Wir hatten den 23. März 1945, aus einem deutschen Offizier war ein Kriegsgefangener geworden. Jetzt weiß ich, dass dieser rechtlose Zustand genau 1689 Tage andauern sollte, bis zum 5. November 1949, und dass auch die Rückkehr in die geliebte Familie danach eine sehr schwere Aufgabe werden würde. Doch noch fing alles erst an.

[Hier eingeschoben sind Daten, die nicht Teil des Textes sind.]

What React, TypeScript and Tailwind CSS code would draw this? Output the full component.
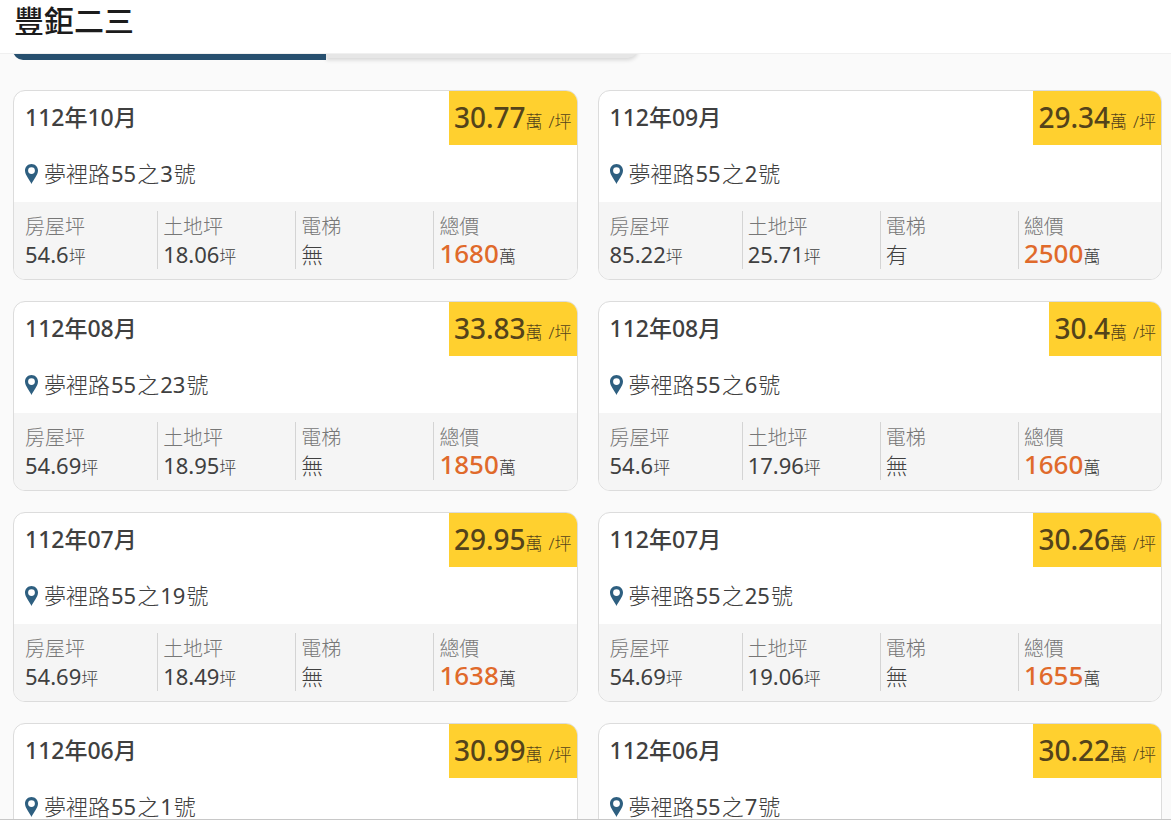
type Deal = {
  date: string;
  price: string;
  address: string;
  house: string;
  land: string;
  elevator: string;
  total: string;
};

const deals: Deal[] = [
  { date: "112年10月", price: "30.77", address: "夢裡路55之3號", house: "54.6", land: "18.06", elevator: "無", total: "1680" },
  { date: "112年09月", price: "29.34", address: "夢裡路55之2號", house: "85.22", land: "25.71", elevator: "有", total: "2500" },
  { date: "112年08月", price: "33.83", address: "夢裡路55之23號", house: "54.69", land: "18.95", elevator: "無", total: "1850" },
  { date: "112年08月", price: "30.4", address: "夢裡路55之6號", house: "54.6", land: "17.96", elevator: "無", total: "1660" },
  { date: "112年07月", price: "29.95", address: "夢裡路55之19號", house: "54.69", land: "18.49", elevator: "無", total: "1638" },
  { date: "112年07月", price: "30.26", address: "夢裡路55之25號", house: "54.69", land: "19.06", elevator: "無", total: "1655" },
  { date: "112年06月", price: "30.99", address: "夢裡路55之1號", house: "54.69", land: "18.49", elevator: "無", total: "1695" },
  { date: "112年06月", price: "30.22", address: "夢裡路55之7號", house: "54.69", land: "18.49", elevator: "無", total: "1653" },
];

function Pin() {
  return (
    <svg viewBox="0 0 13 20" className="h-5 w-[13px] shrink-0" aria-hidden="true">
      <path
        fill="#2e5f80"
        fillRule="evenodd"
        d="M6.5 0C2.9 0 0 2.9 0 6.5C0 11 4.6 15.5 6.5 20C8.4 15.5 13 11 13 6.5C13 2.9 10.1 0 6.5 0ZM6.5 3.2A3.4 3.4 0 1 1 6.5 10A3.4 3.4 0 1 1 6.5 3.2Z"
      />
    </svg>
  );
}

/* Digits are set in the regular weight, the characters around them in light. */
function Address({ text }: { text: string }) {
  return (
    <span className="font-light">
      {text.split(/(\d+)/).map((part, i) =>
        i % 2 === 1 ? (
          <span key={i} className="px-px font-normal">
            {part}
          </span>
        ) : (
          part
        ),
      )}
    </span>
  );
}

function Stat({ label, value, unit, first, strong }: { label: string; value: string; unit?: string; first?: boolean; strong?: boolean }) {
  return (
    <div className={first ? "pl-1.5" : "border-l border-[#d4d4d4] pl-[5px]"}>
      <dt className="h-[29px] text-xl leading-[31px] font-light text-[#777777]">{label}</dt>
      <dd className="h-[29px] text-[22px] leading-[29px] text-[#404040]">
        {strong ? (
          <span className="text-[26px] leading-none font-medium text-[#e06a2b]">{value}</span>
        ) : (
          <span className={unit ? "" : "font-light"}>{value}</span>
        )}
        {unit && <span className="text-[17px] leading-none font-light">{unit}</span>}
      </dd>
    </div>
  );
}

function DealCard({ deal }: { deal: Deal }) {
  return (
    <article className="overflow-hidden rounded-xl border border-[#dcdcdc] bg-white">
      <div className="flex items-start justify-between">
        <h2 className="pl-[11px] text-[23px] leading-[52px] font-medium text-[#404040]">{deal.date}</h2>
        <p className="h-[54px] bg-[#ffd02f] px-[5px] text-[28px] leading-[52px] font-medium text-[#54431a]">
          {deal.price}
          <span className="text-[17px] leading-none font-light">
            萬<span className="ml-1.5">/坪</span>
          </span>
        </p>
      </div>
      <p className="flex h-[57px] items-center gap-1.5 pl-[11px] text-[22px] leading-[57px] text-[#404040]">
        <Pin />
        <Address text={deal.address} />
      </p>
      <dl className="grid grid-cols-4 bg-[#f5f5f5] px-[5px] pt-[9px] pb-2.5">
        <Stat label="房屋坪" value={deal.house} unit="坪" first />
        <Stat label="土地坪" value={deal.land} unit="坪" />
        <Stat label="電梯" value={deal.elevator} />
        <Stat label="總價" value={deal.total} unit="萬" strong />
      </dl>
    </article>
  );
}

export default function App() {
  return (
    <div className="relative flex h-screen flex-col overflow-hidden bg-[#fafafa] font-['Noto_Sans','Noto_Sans_CJK_TC',sans-serif]">
      <header className="z-10 h-[54px] shrink-0 border-b border-[#f0f0f0] bg-white px-3.5">
        <h1 className="text-[30px] leading-[42px] font-medium text-[#1c1c1c]">豐鉅二三</h1>
      </header>
      <main className="min-h-0 flex-1 pr-[9px] pl-[13px]">
        <div className="-mt-[34px] flex h-10 w-[54.4%]">
          <span className="z-[1] flex-1 rounded-l-[10px] bg-[#27506f]" />
          <span className="mb-0.5 flex-1 rounded-r-[10px] bg-[#e6e6e6] shadow-[0_2px_4px_rgba(0,0,0,0.15)]" />
        </div>
        <div className="mt-[30px] grid grid-cols-2 gap-x-5 gap-y-[21px]">
          {deals.map((deal) => (
            <DealCard key={deal.address} deal={deal} />
          ))}
        </div>
      </main>
      <div className="absolute inset-x-0 bottom-0 h-px bg-[#c8c8c8]" />
    </div>
  );
}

In einem Lastwagen fuhren wir – nun schon eine Gruppe Rechtloser, teils Soldaten, teils Zwangsarbeiter – direkt auf Wesel zu. Im Straßengraben sah ich in oder neben Schutzgräben getötete deutsche Soldaten, noch halbe Kinder, mit verzerrten Gliedern und im Entsetzen erstarrtem Gesichtsausdruck. Sie waren gezwungen worden, jeder allein in einem Loch, mit der Panzerfaust in der Hand, die amerikanischen Panzer abzuwarten und dann abzuschießen – wenn sie noch Zeit dazu hatten. Jetzt waren sie tot, waren sie „Helden“? Oder „Verführte“ oder „Kriegsverbrecher“? Auf jeden Fall wird man sie an den zur Totenehrung bestimmten Sonntagen erst an zweiter Stelle nennen, und man wird gewissenhaft vorher erklären, dass die Deutschen ja selbst das Unheil geschaffen hätten. In diese kleine Lücke der Totenehrung wird man diese um ihr Leben Betrogenen hineinrutschen lassen, ebenso wie die Millionen in den Städten im Bombenterror verbrannten Frauen und Kinder. Die Zahl dieser unschuldigen Opfer wird man gewissenhaft möglichst klein rechnen, es wäre ja fast peinlich, die deutschen Opfer überhaupt zu erwähnen. Die deutsche Wehrmacht, so wird man in angesehenen Ausstellungen von ebenso angesehenen Urhebern erklären, war ein Verband verbrecherischer, gewissenloser Deutscher. Und diese selbstzerstörerische Manie wird weitergeführt bei dem unseligen Afghanistan-Krieg, der keiner sein darf. Wehe, wenn ein deutscher Soldat einen Taliban-Krieger erschießt, ohne ihn vorher nach seinem Ausweis gefragt zu haben!
Das Leben kennt anderes als diese offiziellen Minderwertigkeiten. Wenn zum Beispiel ein älterer Deutscher einen etwa ebenso alten Engländer oder Franzosen trifft, wird einer den anderen fragen: Waren Sie auch im Krieg? Ja? Und wo? Und man wird sich die Fronten erzählen und erfreut einen neuen Kriegskameraden erkennen. Zwar auf der anderen Seite, aber ein Schicksalsgefährte.